I'm glad to see these design features, since they shows Tiablo has carefully considered the best reflector design for each model. :twothumbs:
*
Common Dimensions (no batteries installed):*
Height: 175mm (243mm with one battery extender)
Width: 31.0mm (tailcap), 25.3mm (body tube), 56.8mm (bezel)
Weight: 248.6g (A10-G), 259.8g (ACE-G), 292.3g (ACE-G with one battery extender)

Personally, I find the overall heft and dimensions of these lights to be fairly good. Although I haven't seen the original A10/ACE, I suspect I would have found them a little bulky, based on other reports.

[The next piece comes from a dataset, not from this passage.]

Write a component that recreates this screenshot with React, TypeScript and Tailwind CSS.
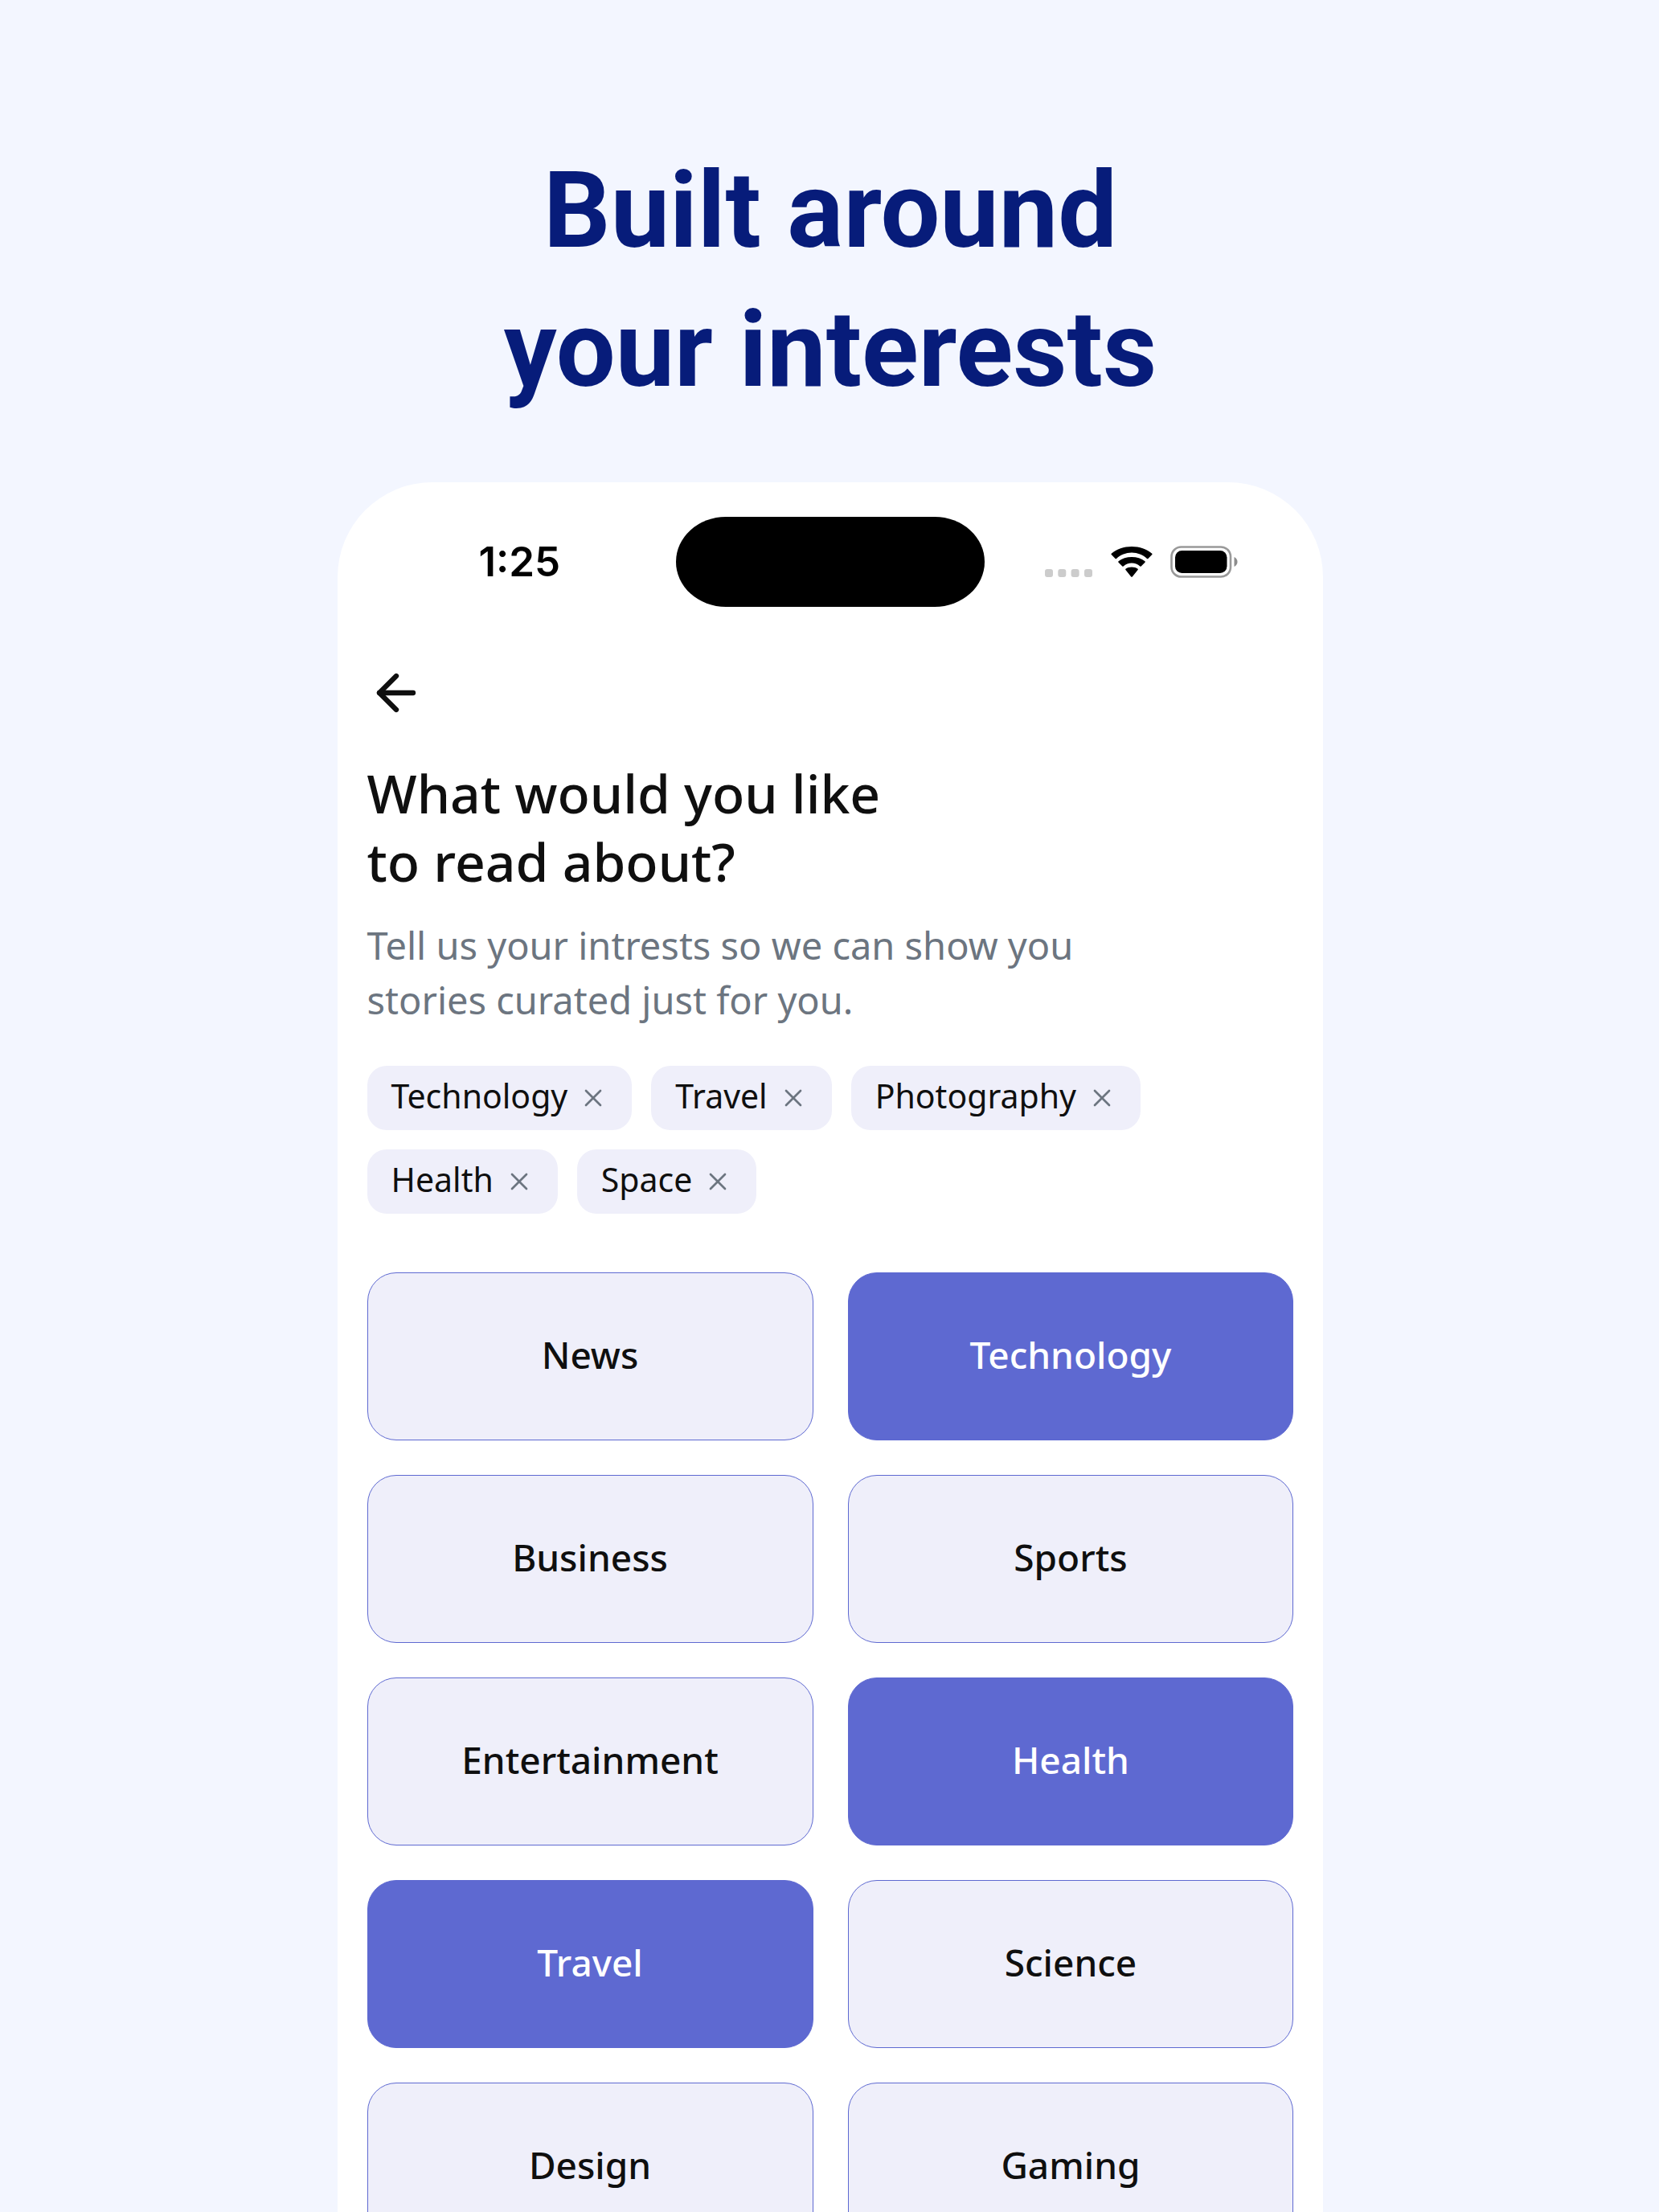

For detailed beamshots, runtimes, and comparisons to other lights, please scroll down to Parts II & III of this review. In the meantime, here's a quick pair of comparison shots showing you the throw/spill pattern outdoors: _(click on the images below to bring up higher resolution photos)_







You are looking at a point about 30 feet away from the lights. I've chosen a long exposure time to help you compare the overall beam patterns. Of course, the A10G is a much better thrower.

---------------------------------

*PART II - A10-G Comparison Review*

Specs (from the Manufacturer):

CREE 7090 XR-E LED. WC R2 LED
Step up and down constant current driver, with high efficiency dual mode DC-DC regulator (PWM / PFM) and circuit to protect Li-ion battery from over-discharging. Working voltage is 2.75V to 8.5V, under the circuit will flicker to remind users to replace battery.
High output: 1A at 260 Lumens for 3.5 hours (single-stage switch)
Function: multifunctional circuit with advanced Mini computer chip, and it can set according to customers’ variety requirement (reverse-stage continuously-variable switch)
53 mm diameter x 50 mm deep reflector provides greater efficient illumination over longer distances than the standard with similar power
Support battery sizes Two 3.0V CR123A batteries or one 18650 Li-ion battery
Type-III hard anodize high quality aerospace grade T7075 aluminium construction
Switch: Tactical forward clicky switch for single-stage, reverse clicky for continuously-variable
Waterproof Capability: IPX-8 standard
Toughened ultra clear glass lens with AR coating
Weight: 180 g
Length: 175mm Head diameter: 57mm Housing Diameter: 25.4mm






Packaging is similar to other currently shipping Tiablo lights - everything comes in a hard cardboard box with magnetic closing flap. Inside, in cut-out foam, is the light, one-page instruction sheet, warranty card, wrist lanyard, extra o-rings, and continuously-variable switch (single-stage was installed on my sample).

Speaking of the switch, here's how they compare (continuously-variable on left, single-stage on the right). It seems at least come of the circuitry is contained within the switch unit, since swaping it out alters the functionality of the light. :thinking: Note that as usual, you will need snap-ring or fine needle-nose pliers to change the switch (stiff fine-point tweezers might also work):






The A10 was designed to replace the previous generation A8/A9 throwers (which shared a common build but different circuits). So how does the new A10-G compare?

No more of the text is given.